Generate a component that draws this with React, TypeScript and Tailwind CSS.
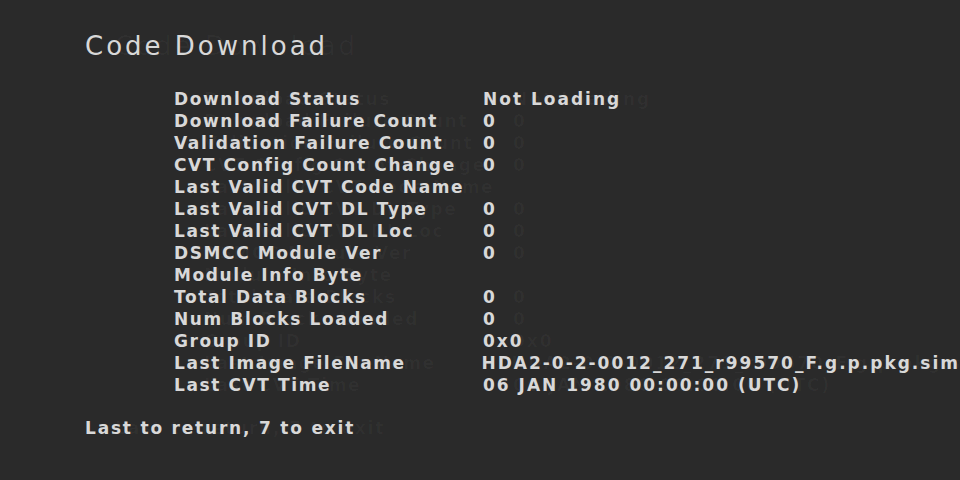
export default function App() {
  const rows: [string, string][] = [
    ["Download Status", "Not Loading"],
    ["Download Failure Count", "0"],
    ["Validation Failure Count", "0"],
    ["CVT Config Count Change", "0"],
    ["Last Valid CVT Code Name", ""],
    ["Last Valid CVT DL Type", "0"],
    ["Last Valid CVT DL Loc", "0"],
    ["DSMCC Module Ver", "0"],
    ["Module Info Byte", ""],
    ["Total Data Blocks", "0"],
    ["Num Blocks Loaded", "0"],
    ["Group ID", "0x0"],
    ["Last Image FileName", "HDA2-0-2-0012_271_r99570_F.g.p.pkg.sim"],
    ["Last CVT Time", "06 JAN 1980 00:00:00 (UTC)"],
  ]

  return (
    <div className="w-[960px] h-[480px] overflow-hidden bg-[#2a2a2a] text-[#d8d8d8] font-['DejaVu_Sans',sans-serif] [text-shadow:30px_0_0_rgba(255,255,255,0.03)]">
      <div className="pl-[85px] pt-[31px]">
        <h1 className="text-[26px] leading-[30px] tracking-[3px]">Code Download</h1>

        <div className="mt-[28px] ml-[89px] flex flex-col">
          {rows.map(([label, value]) => (
            <div key={label} className="flex h-[22px] items-center text-[17px] font-bold whitespace-nowrap">
              <span className="w-[309px] tracking-[1.6px]">{label}</span>
              <span className="tracking-[2px]">{value}</span>
            </div>
          ))}
        </div>

        <p className="mt-[19px] text-[17px] font-bold tracking-[1.8px]">Last to return, 7 to exit</p>
      </div>
    </div>
  )
}
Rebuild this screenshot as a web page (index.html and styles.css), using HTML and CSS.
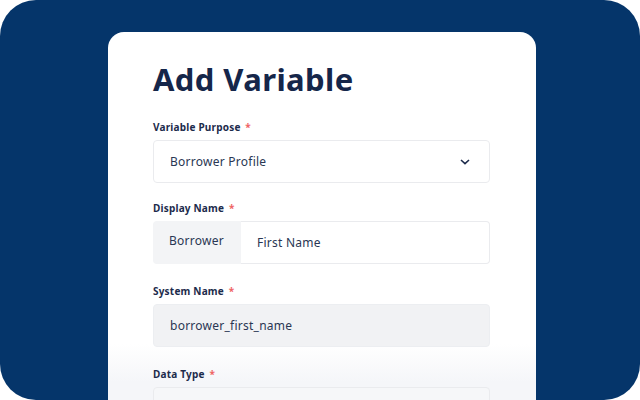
FILE: index.html
```html
<!DOCTYPE html>
<html lang="en">

<head>
    <meta charset="UTF-8" />
    <meta name="viewport" content="width=device-width, initial-scale=1.0" />
    <title>Add Variable</title>
    <link rel="stylesheet" href="styles.css">
</head>

<body>
    <div class="panel">
        <div class="card">
            <h1>Add Variable</h1>

            <div class="field purpose">
                <label>Variable Purpose <span class="req">*</span></label>
                <div class="box select">
                    <span>Borrower Profile</span>
                    <svg width="10" height="6" viewBox="0 0 10 6">
                        <path d="M1 1l4 3.6L9 1" fill="none" stroke="#1c2b4b" stroke-width="1.6" />
                    </svg>
                </div>
            </div>

            <div class="field">
                <label>Display Name <span class="req">*</span></label>
                <div class="group">
                    <div class="prefix">Borrower</div>
                    <div class="box input">First Name</div>
                </div>
            </div>

            <div class="field">
                <label>System Name <span class="req">*</span></label>
                <div class="box disabled">borrower_first_name</div>
            </div>

            <div class="field">
                <label>Data Type <span class="req">*</span></label>
                <div class="box faded"></div>
            </div>
        </div>
    </div>
</body>

</html>
```

FILE: styles.css
```css
html,
body {
    margin: 0;
    height: 100%;
    background: #fff;
}

body {
    font-family: "Noto Sans", "Open Sans", Arial, sans-serif;
    color: #1c2b4b;
    overflow: hidden;
}

.panel {
    height: 400px;
    background-color: #05356a;
    border-radius: 36px;
    padding-top: 32px;
    box-sizing: border-box;
    overflow: hidden;
}

.card {
    width: 428px;
    height: 368px;
    margin-left: 108px;
    box-sizing: border-box;
    padding: 28px 46px 0 45px;
    border-radius: 16px 16px 0 0;
    background: linear-gradient(to bottom, #fff 0, #fff 312px, #f5f6f9 350px);
    overflow: hidden;
}

h1 {
    margin: 0 0 22px;
    font-size: 31px;
    line-height: 38px;
    font-weight: 700;
    letter-spacing: 0.4px;
    color: #15264a;
}

.field {
    margin-bottom: 20px;
}

.field.purpose {
    margin-bottom: 18px;
}

label {
    display: block;
    font-size: 10px;
    font-weight: 700;
    line-height: 14px;
    letter-spacing: 0.2px;
    margin-bottom: 6px;
}

.req {
    color: #ef6464;
    margin-left: 2px;
}

.box {
    height: 43px;
    box-sizing: border-box;
    border: 1px solid #eaebee;
    border-radius: 4px;
    padding: 0 16px;
    display: flex;
    align-items: center;
    font-size: 12px;
    letter-spacing: 0.25px;
    color: #2a3753;
}

.select {
    justify-content: space-between;
    padding-right: 19px;
}

.group {
    display: flex;
}

.prefix {
    width: 88px;
    height: 43px;
    box-sizing: border-box;
    padding: 0 16px 4px;
    display: flex;
    align-items: center;
    background-color: #f3f4f6;
    border-radius: 4px 0 0 4px;
    font-size: 12px;
    letter-spacing: 0.25px;
    color: #2a3753;
}

.input {
    flex: 1;
    border-left: none;
    border-radius: 0 4px 4px 0;
}

.disabled {
    background-color: #f1f2f4;
    border-color: #eceef1;
}

.faded {
    background-color: #f6f7f9;
}
```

------------------------------------

§ **REQUEST**: Calculate how many lines of the material include the string "styles", and state that number by itself.

§ **OUTPUT BELOW**: 3